I know, I know. It might seem a little contradictory because I own a penis, but trust me: I’m all for equality among the sexes. Some of the most important people in my life are women and I want to see them treated fairly and, frankly, like people rather than some mystical, mysterious demographic. When I see something that I consider sexist, I tend to get up in arms. Unfortunately, I don’t really have the vagina uterus credentials to do it properly, and I’ve been known to get up in arms about things that I might be a little idealistic about, so there’s your warning for the rest of this article.

One of the first things I saw this morning via Twitter was this tweet referring to an blog post over on Smart Bitches about a “scientific” article about romance novels that was, essentially, very sexist toward women. The assumptions of said scientific article are basically long-perpetuated stereotypes about women and romance (and I won’t even get into the dodgy sampling/research).

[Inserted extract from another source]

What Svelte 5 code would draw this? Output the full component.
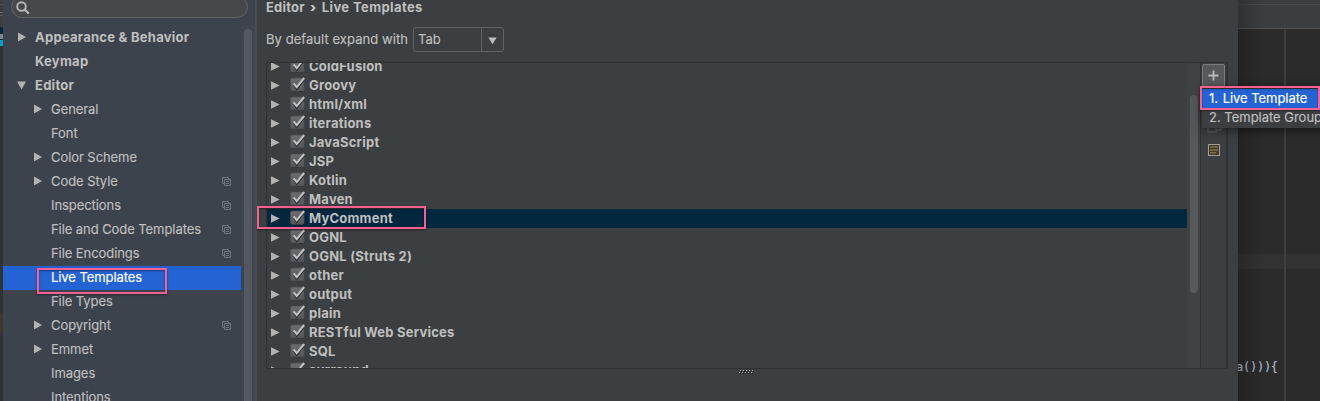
<script>
  const nav = [
    { t: 'Appearance & Behavior', top: true, a: 'r' },
    { t: 'Keymap', top: true },
    { t: 'Editor', top: true, a: 'd' },
    { t: 'General', a: 'r' },
    { t: 'Font' },
    { t: 'Color Scheme', a: 'r' },
    { t: 'Code Style', a: 'r', copy: true },
    { t: 'Inspections', copy: true },
    { t: 'File and Code Templates', copy: true },
    { t: 'File Encodings', copy: true },
    { t: 'Live Templates', sel: true },
    { t: 'File Types' },
    { t: 'Copyright', a: 'r', copy: true },
    { t: 'Emmet', a: 'r' },
    { t: 'Images' },
    { t: 'Intentions' }
  ];
  const groups = ['ColdFusion', 'Groovy', 'html/xml', 'iterations', 'JavaScript', 'JSP', 'Kotlin', 'Maven', 'MyComment', 'OGNL', 'OGNL (Struts 2)', 'other', 'output', 'plain', 'RESTful Web Services', 'SQL', 'surround'];
</script>

<div class="screen">
  <div class="behind-left"><i class="sep"></i><i class="dark"></i><i class="cyan"></i><i class="olive"></i></div>

  <aside>
    <div class="search">
      <svg width="14" height="14" viewBox="0 0 14 14"><circle cx="5.5" cy="5.5" r="4.3" fill="none" stroke="#b4b6b8" stroke-width="1.9" /><path d="M8.7 8.7 12.2 12" stroke="#b4b6b8" stroke-width="2.3" stroke-linecap="round" /></svg>
    </div>
    <div class="navbody">
      <div class="nav">
        {#each nav as n}
          <div class="nrow" class:top={n.top} class:sel={n.sel}>
            <span class="arr">
              {#if n.a === 'r'}<svg width="9" height="10"><path d="M1 .5 9 5 1 9.5z" fill="#b3b3b3" /></svg>{/if}
              {#if n.a === 'd'}<svg width="9" height="10"><path d="M0 1.5H9L4.5 9.5z" fill="#b3b3b3" /></svg>{/if}
            </span>
            <span class="lbl">{n.t}</span>
            {#if n.copy}
              <svg class="copy" width="10" height="10" viewBox="0 0 10 10" fill="none" stroke="#6d7880"><path d="M2 6.5H.5v-6h6V2M2.5 2.5h6v6h-6zM4 4.5h3M4 6.5h3" /></svg>
            {/if}
          </div>
        {/each}
      </div>
      <div class="ntrack"><i></i></div>
    </div>
  </aside>

  <main>
    <div class="crumb"><span>Editor</span><b>›</b><span class="leaf">Live Templates</span></div>
    <div class="expand">
      <span>By default expand with</span>
      <div class="combo"><span>Tab</span><i><svg width="9" height="8"><path d="M.3.5H8.7L4.5 7.2z" fill="#b9bbbd" /></svg></i></div>
    </div>
    <div class="box">
      <div class="list">
        {#each groups as g}
          <div class="grow" class:hit={g === 'MyComment'}>
            <svg class="garr" width="9" height="9"><path d="M0 .2 8.7 4.5 0 8.8z" fill="#b3b3b3" /></svg>
            <svg class="chk" width="16" height="17" viewBox="0 0 16 17">
              <defs><linearGradient id="cb" x2="0" y2="1"><stop stop-color="#6c6d6e" /><stop offset="1" stop-color="#555758" /></linearGradient></defs>
              <path d="M2 15.5h11" stroke="#2e3032" />
              <rect x=".5" y="2" width="13.5" height="13" rx="1.5" fill="url(#cb)" stroke="#4c4e50" stroke-width=".8" />
              <path d="M4 8.7 6.7 12.9 14 4" fill="none" stroke="#28292a" stroke-width="1.8" />
              <path d="M3.6 7.3 6.7 11.2 14.2 2" fill="none" stroke="#c0c2c3" stroke-width="2" />
            </svg>
            <span>{g}</span>
          </div>
        {/each}
      </div>
      <div class="gtrack"><i></i></div>
      <div class="tools">
        <div class="add"><svg width="11" height="11"><path d="M5.5.5v10M.5 5.5h10" stroke="#b9bbbd" stroke-width="1.8" /></svg></div>
        <svg class="dup" width="15" height="10" viewBox="0 0 15 10"><path d="M1 2v6h8V2M9 6h5V1" fill="none" stroke="#5b5e60" stroke-width="1.5" /></svg>
        <svg class="note" width="12" height="12" viewBox="0 0 12 12"><rect x=".5" y=".5" width="11" height="11" fill="#443c26" stroke="#a09e98" /><path d="M2 3h8M2 6h8M2 8.7h6" stroke="#7d7048" stroke-width="1.5" /></svg>
      </div>
    </div>
    <svg class="grip" width="16" height="5">
      {#each [0, 1, 2, 3, 4] as k}
        <rect x={1 + k * 3} y="0" width="1" height="1" fill="#a9abad" /><rect x={2 + k * 3} y="1" width="1" height="1" fill="#151617" />
        <rect x={k * 3} y="2" width="1" height="1" fill="#a9abad" /><rect x={1 + k * 3} y="3" width="1" height="1" fill="#151617" />
      {/each}
    </svg>
  </main>

  <section class="editor">
    <div class="ehead"></div>
    <div class="ebody"><div class="caret"></div><code>a())){'{'}</code></div>
    <i class="margin"></i>
    <i class="shade"></i>
  </section>

  <div class="menu"><div class="mi on">1. <span>Live Template</span></div><div class="mi">2. <span>Template Group...</span></div></div>
  <i class="mark m1"></i><i class="mark m2"></i><i class="mark m3"></i>
</div>

<style>
  .screen { position: relative; width: 1320px; height: 401px; overflow: hidden; display: flex; background: #3c3f41; color: #bfbfbf; font: 13px/24px Inter, sans-serif; white-space: nowrap; }
  svg { display: block; flex: none; }
  i { display: block; }
  .behind-left { width: 3px; background: #303234; flex: none; }
  .sep { height: 27px; background: linear-gradient(#3b3d3f 4px, #4b4d4f 4px 5px, #3b3d3f 5px 12px, #66686a 12px 13px, #3b3d3f 13px 15px, #5c5e60 15px 16px, #3b3d3f 16px); }
  .dark { height: 13px; background: linear-gradient(#0a2536 7px, #7b8790 7px 12px, #0a2536 12px); }
  .cyan { height: 6px; background: #0a9fc8; }
  .olive { margin-top: 267px; height: 19px; background: #3b392e; }

  aside { width: 252px; flex: none; background: #3d434d; border-right: 2px solid #4a4e55; box-sizing: content-box; display: flex; flex-direction: column; }
  .search { box-sizing: border-box; height: 22px; margin: -4px 7px 0 8px; width: 237px; border: 1px solid #616669; border-radius: 11px; background: #45494a; padding: 4px 0 0 4px; flex: none; }
  .navbody { display: flex; margin-top: 8px; height: 375px; flex: none; }
  .nav { width: 238px; }
  .nrow { height: 24px; display: flex; box-sizing: border-box; padding-left: 30px; align-items: center; letter-spacing: -.07px; -webkit-text-stroke: .15px; }
  .nrow.top { padding-left: 14px; font-weight: 700; letter-spacing: .26px; -webkit-text-stroke: 0; }
  .nrow .arr { width: 18px; height: 12px; }
  .nrow .lbl { line-height: 22px; margin-top: -2px; }
  .nrow.sel { background: #2363d4; color: #fff; }
  .copy { margin: 0 9px 0 auto; }
  .ntrack { width: 14px; background: #40444d; }
  .ntrack i { width: 8px; height: 400px; margin: 3px 0 0 3px; border-radius: 4px; background: #555860; }

  main { width: 981px; flex: none; }
  .crumb { display: flex; font-weight: 700; height: 17px; line-height: 15px; padding-left: 9px; letter-spacing: .2px; }
  .crumb b { width: 17px; text-align: center; }
  .crumb .leaf { letter-spacing: .4px; }
  .expand { display: flex; padding: 10px 0 0 9px; height: 25px; line-height: 24px; letter-spacing: .06px; -webkit-text-stroke: .15px; }
  .combo { box-sizing: border-box; margin-left: 5px; width: 91px; height: 25px; border: 1px solid #606365; border-radius: 3px; display: flex; line-height: 23px; }
  .combo span { width: 63px; padding-left: 4px; }
  .combo i { border-left: 1px solid #606365; padding: 9px 0 0 6px; }
  .box { margin: 10px 0 0 9px; width: 962px; height: 307px; box-sizing: border-box; border: 1px solid #2f3132; display: flex; overflow: hidden; }
  .list { width: 920px; height: 305px; overflow: hidden; }
  .grow { height: 19px; line-height: 19px; display: flex; align-items: center; font-weight: 700; letter-spacing: .22px; }
  .grow:first-child { margin-top: -6px; }
  .grow.hit { background: #02273e; }
  .garr { margin-left: 4px; }
  .chk { margin: -2px 3px 0 10px; }
  .gtrack { width: 14px; background: #3f4345; border-right: 1px solid #2f3132; box-sizing: border-box; }
  .gtrack i { width: 8px; height: 198px; margin: 32px 0 0 3px; border-radius: 4px; background: #565859; }
  .tools { width: 24px; padding-left: 1px; border-right: 1px solid #2f3132; }
  .add { box-sizing: border-box; width: 23px; height: 23px; margin-top: 1px; border: 1px solid #777b7d; border-radius: 2px; background: #575a5c; padding: 5px; }
  .dup { margin: 37px 0 0 5px; }
  .note { margin: 10px 0 0 6px; }
  .grip { margin: 1px 0 0 482px; }

  .editor { width: 82px; flex: none; position: relative; background: #2b2b2b; overflow: hidden; }
  .ehead { height: 28px; background: linear-gradient(#3b3e40 4px, #484b4d 4px 5px, #3b3e40 5px); border-bottom: 1px solid #505254; }
  .ebody { padding-top: 225px; }
  .caret { height: 15px; background: #323232; }
  code { display: block; margin: 88px 0 0 -2px; font: 12px/20px "DejaVu Sans Mono", monospace; color: #a9b7c6; letter-spacing: -.25px; -webkit-text-stroke: .2px; }
  .margin { position: absolute; left: 46px; top: 29px; width: 2px; height: 372px; background: #3d3e3f; }
  .shade { position: absolute; inset: 0 auto 0 0; width: 26px; background: linear-gradient(90deg, #0003, #0000); }

  .menu { position: absolute; left: 1202px; top: 87px; width: 130px; height: 41px; background: #3c3f41; box-sizing: border-box; padding-top: 2px; box-shadow: 0 2px 10px #0008; }
  .mi { height: 19px; line-height: 19px; padding-left: 7px; -webkit-text-stroke: .15px; }
  .mi span { letter-spacing: -.02px; }
  .mi.on span { margin-left: 1px; letter-spacing: -.05px; }
  .mi.on { background: #2363d4; color: #fff; }
  .mark { position: absolute; box-sizing: border-box; border: 2px solid #fa5f92; box-shadow: 0 1px 2px #0006, inset 0 1px 2px #0006; }
  .m1 { left: 37px; top: 268px; width: 130px; height: 26px; }
  .m2 { left: 257px; top: 206px; width: 169px; height: 23px; }
  .m3 { left: 1200px; top: 86px; width: 120px; height: 24px; }
</style>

That should give you a little bit of an idea about the kind of reading I do on a daily basis. Hi. I’m a complex individual.

Then, as I was trolling through Twitter this afternoon I came across a little discussion about Chick Beer.

Go ahead and click on that link, swallow a little bile, and come back. I’ll wait.

Got your eyes adjusted away from the pinksplosion? Right on.

I don’t even know where to begin with this. No – strike that, I do. I can start back about two years ago with the BitterSweet Partnership. (“Finally, a beer just for women!” – Nice market research!) Yeah-huh. This isn’t the first beer for women, but it does make the same basic assumptions:

Women are delicate creatures that need to be coddled. They can’t possibly determine what kind of beer they like out of such a complex array on the shelves, because hey: learning is hard! Not to mention, we all know that beer makes you fat, so slow down girl! You want something low in calories, low in carbonation, low in bloat! Something pink!

It’s the same damn thing as that article above. It’s women perpetuating ridiculous and insulting stereotypes about… women!

Here. Let me describe a beer for you that I think sounds disgusting. Women who read my blog, please let me know if you think this beer sounds appealing:

A slightly flat Light American lager.

Whooo-hoo! Can we serve it warm, too?

Does it sound more appealing if you know the six-pack looks chic, like you’re carrying a cute little purse? What about that the label is shiny? How do you think the six-pack carrier or label will change the flavor? Please frame your answer using as few expletives as possible.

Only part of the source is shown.